Instruction.
Leave out the pictures, and retype only the lines from the beginning of the material through the line that contains "import React from", including both.

********

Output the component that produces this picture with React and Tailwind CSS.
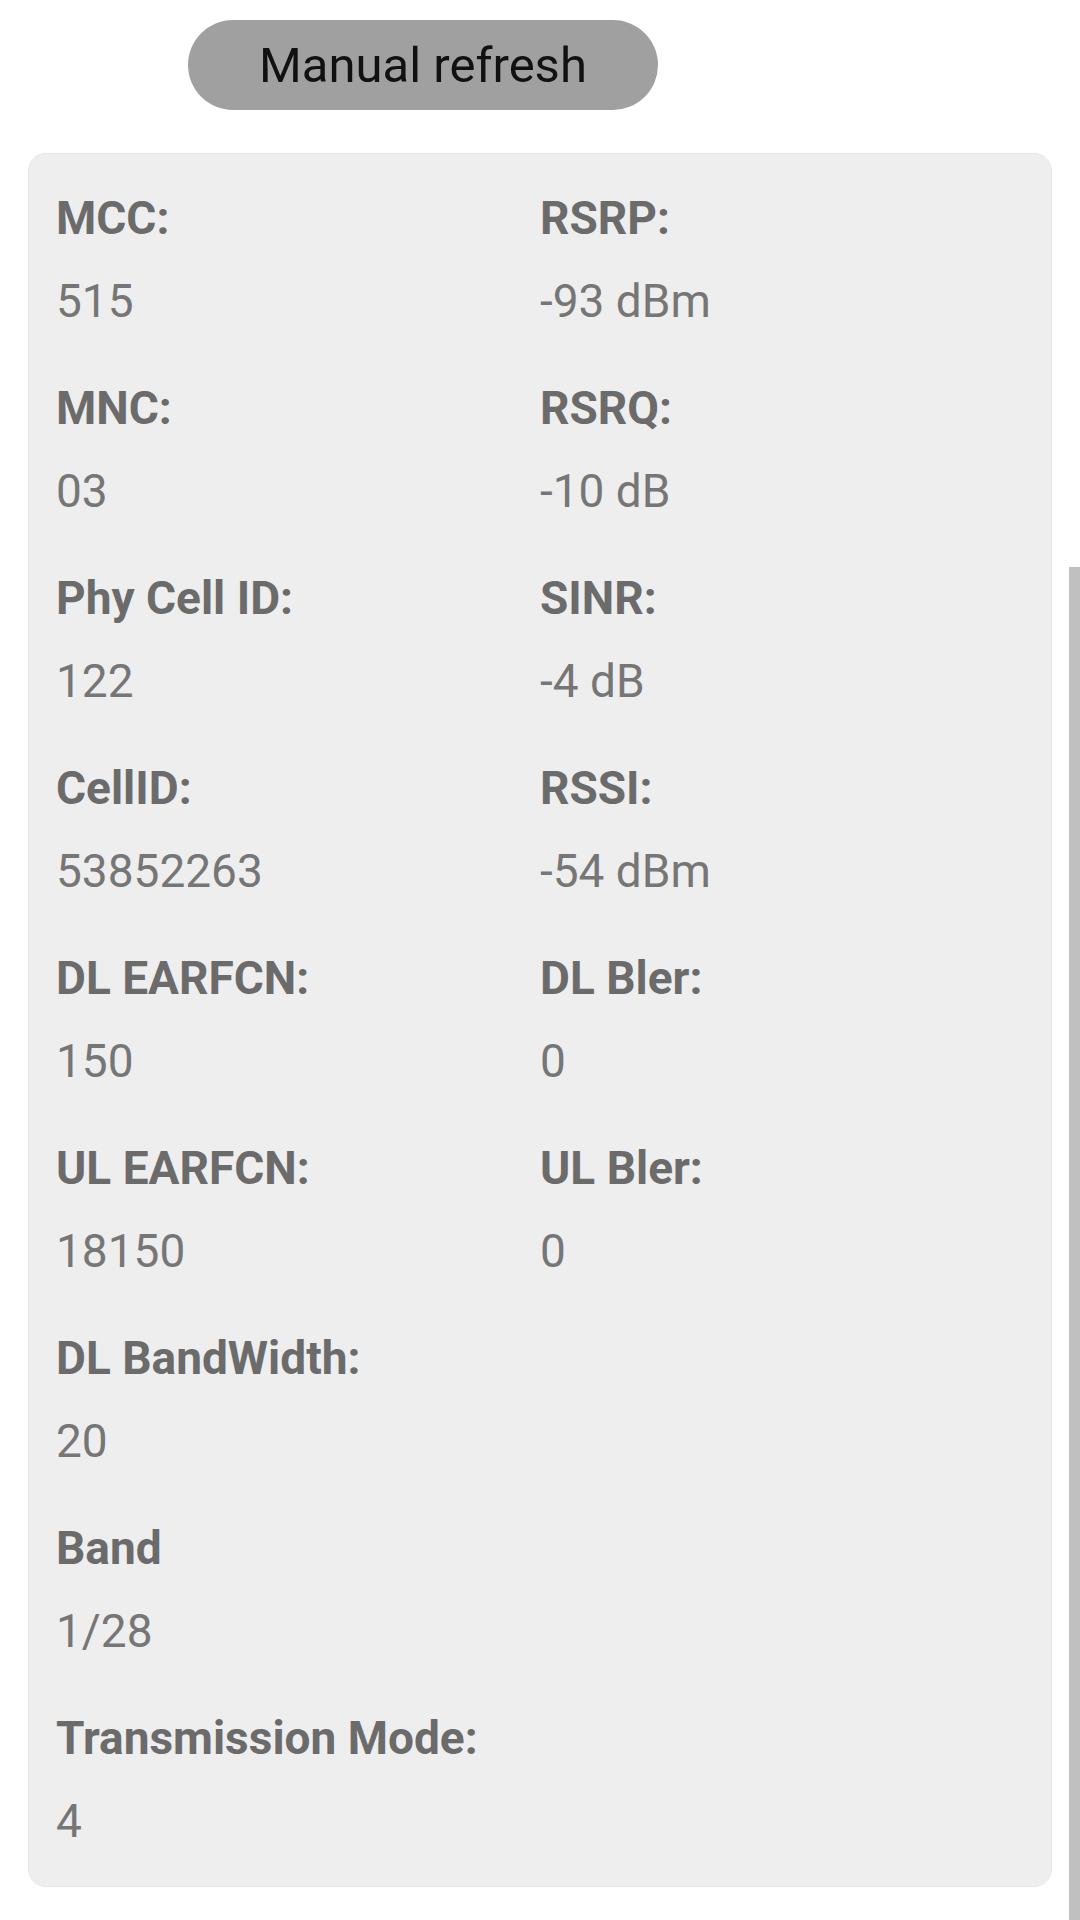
import React from "react";

const rows = [
  ["MCC:", "515", "RSRP:", "-93 dBm"],
  ["MNC:", "03", "RSRQ:", "-10 dB"],
  ["Phy Cell ID:", "122", "SINR:", "-4 dB"],
  ["CellID:", "53852263", "RSSI:", "-54 dBm"],
  ["DL EARFCN:", "150", "DL Bler:", "0"],
  ["UL EARFCN:", "18150", "UL Bler:", "0"],
  ["DL BandWidth:", "20"],
  ["Band", "1/28"],
  ["Transmission Mode:", "4"],
];

const Field = ({ label, value }) => (
  <div className="flex flex-col">
    <div className="text-[46px] leading-[54px] font-bold text-[#6b6b6b] whitespace-nowrap">{label}</div>
    <div className="mt-[29px] text-[46px] leading-[54px] text-[#767676] whitespace-nowrap">{value}</div>
  </div>
);

const App = () => {
  return (
    <div className="relative w-[1080px] h-[1920px] overflow-hidden bg-white" style={{ fontFamily: "Roboto, 'Liberation Sans', sans-serif" }}>
      <div className="pl-[188px] pt-[20px]">
        <button className="w-[470px] h-[90px] rounded-full bg-[#a0a0a0] text-[#111111] text-[49px] leading-none flex items-center justify-center">
          Manual refresh
        </button>
      </div>

      <div className="ml-[28px] mt-[43px] w-[1024px] rounded-[18px] bg-[#eeeeee] border border-[#e6e6e6] px-[27px] pt-[37px] pb-[38px]">
        <div className="grid grid-cols-2 gap-y-[53px]">
          {rows.map((r, i) => (
            <React.Fragment key={i}>
              <Field label={r[0]} value={r[1]} />
              {r[2] ? <Field label={r[2]} value={r[3]} /> : <div />}
            </React.Fragment>
          ))}
        </div>
      </div>

      {/* scrollbar thumb */}
      <div className="absolute left-[1067px] top-[565px] w-[13px] h-[1355px] bg-white pl-[2px] pt-[2px]">
        <div className="w-full h-full bg-[#c0c0c0]" />
      </div>
    </div>
  );
};

export default App;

********

Task response.
Output the component that produces this picture with React and Tailwind CSS.
import React from "react";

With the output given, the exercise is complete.